Twórczyni ruchu #tradwife, Alena Pettit, za inspirację wykorzystała model amerykańskiej rodziny lat 50. Wtedy to mężczyzna był żywicielem rodziny, a kobieta – sprzątaczką, kucharką, nianią i kochanką, jednocześnie. Ruch wykreowany przez Pettit staje się coraz popularniejszy. Kobiety rezygnują z kariery zawodowej na rzecz pracy w domu, przede wszystkim gotowaniu, sprzątaniu i zajmowaniu się dziećmi. Zgodnie z poglądami twórczyni ruchu, narastająca potrzeba poczucia przynależności do mężczyzny, rodziny czy tradycyjnych wartości, stanowi odpowiedź na zagubienie współczesnych kobiet, wynikające z pędu i chaosu, w jakim żyjemy.
Bycie żoną tradycyjną to nie tylko sposób na odnalezienie samej siebie, to również sposób na stanie się popularną twórczynią w mediach społecznościowych. W swoich materiałach promują tradycyjny styl życia jako dumny i szczęśliwy.
Obecnie królową treści „tradwife” jest Nara Smith, dwudziestotrzyletnia mama trójki dzieci. Sławę przyniosły jej estetyczne nagrania, na których gotuje i przyrządza produkty od podstaw. Ketchup, gumę do żucia, płatki…
Od zera również gotuje Hannah Neeleman, mama ósemki dzieci i założycielka konta „Ballerina Farm”. Marzenia o byciu baleriną porzuciła na rzecz swojego męża, pragnącego założenia farmy z dala od ludzi.
Najbardziej zagorzałą twórczynią „tradwife” jest Estee Williams.
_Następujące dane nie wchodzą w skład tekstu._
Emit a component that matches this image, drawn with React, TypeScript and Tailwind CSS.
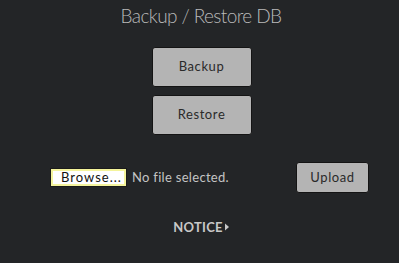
import React from "react";

export default function App() {
  return (
    <div
      className="w-[399px] h-[263px] bg-[#232527] flex flex-col items-center overflow-hidden"
      style={{ fontFamily: "Lato, 'Open Sans', sans-serif" }}
    >
      <h1 className="mt-[4px] text-[19px] leading-[24px] font-light tracking-[-0.6px] text-[#bababa] pl-[3px]">
        Backup / Restore DB
      </h1>
      <div className="mt-[19px] flex flex-col gap-[8px] pl-[4px]">
        <button className="w-[100px] h-[40px] bg-[#b4b4b4] border border-[#141414] rounded-[3px] text-[13px] tracking-[0.6px] text-[#2a2a2a]">
          Backup
        </button>
        <button className="w-[100px] h-[40px] bg-[#b4b4b4] border border-[#141414] rounded-[3px] text-[13px] tracking-[0.6px] text-[#2a2a2a]">
          Restore
        </button>
      </div>
      <div className="mt-[27px] w-full flex items-center pl-[50px] pr-[30px]">
        <div className="flex items-center">
          <div className="h-[19px] w-[77px] border border-[#1a1a1a] bg-[#f4f49c] p-[2px]">
            <div className="w-full h-full bg-white flex items-center pl-[8px] text-[13px] leading-none tracking-[1px] text-[#111]">
              Browse...
            </div>
          </div>
          <span className="ml-[5px] text-[13px] tracking-[0.3px] text-[#c4c4c4]">
            No file selected.
          </span>
        </div>
        <button className="ml-auto w-[73px] h-[31px] bg-[#b4b4b4] border border-[#141414] rounded-[3px] text-[13px] tracking-[0.6px] text-[#2a2a2a]">
          Upload
        </button>
      </div>
      <div className="mt-[26px] flex items-center pl-[4px] text-[13px] font-bold leading-[16px] tracking-[0.3px] text-[#c8c8c8]">
        NOTICE
        <svg width="6" height="8" viewBox="0 0 6 8" className="ml-[1px]">
          <path d="M1 0.5 L5 4 L1 7.5 Z" fill="#c8c8c8" />
        </svg>
      </div>
    </div>
  );
}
Quasi-Marilyn Monroe, o podwiniętych blond włosach i mocno zaciśniętej talii, opowiadająca się za całkowitą uległością kobiet wobec mężczyzn.
Każda z tych twórczyń ma po kilka milionów obserwujących. Dlaczego? Zgodnie z „Teorią klasy próżniaczej” Thorsteina Veblena, społeczeństwo możemy podzielić na klasę pracującą i próżniaczą. Kiedy pracujący walczą o utrzymanie siebie i swoich najbliższych, próżniacy korzystają ze wszystkich możliwych rozrywek, kreując swoje życie na sielankowe. I podobnie jest z twórczyniami treści „tradwife”. Sposób, w jaki one żyją, wydaje się tak spokojny, tak beztroski, że mało kto odmówiłby takiego życia. Tylko pamiętajmy, że to tylko wycinek ich codziennego życia, który zdecydowały upublicznić.
„To jest po prostu wycinek, kadr, a ta rzeczywistość wcale tak nie wygląda”, podkreśla publicystka Małgorzata Terlikowska, w reportażu „Kobiecy punkt widzenia” dotyczący żon tradycyjnych.
Jeżeli zrezygnowanie z pracy i finansowe uzależnienie się są obecnie trendem, to kiedy możemy się spodziewać trendu #modernwife?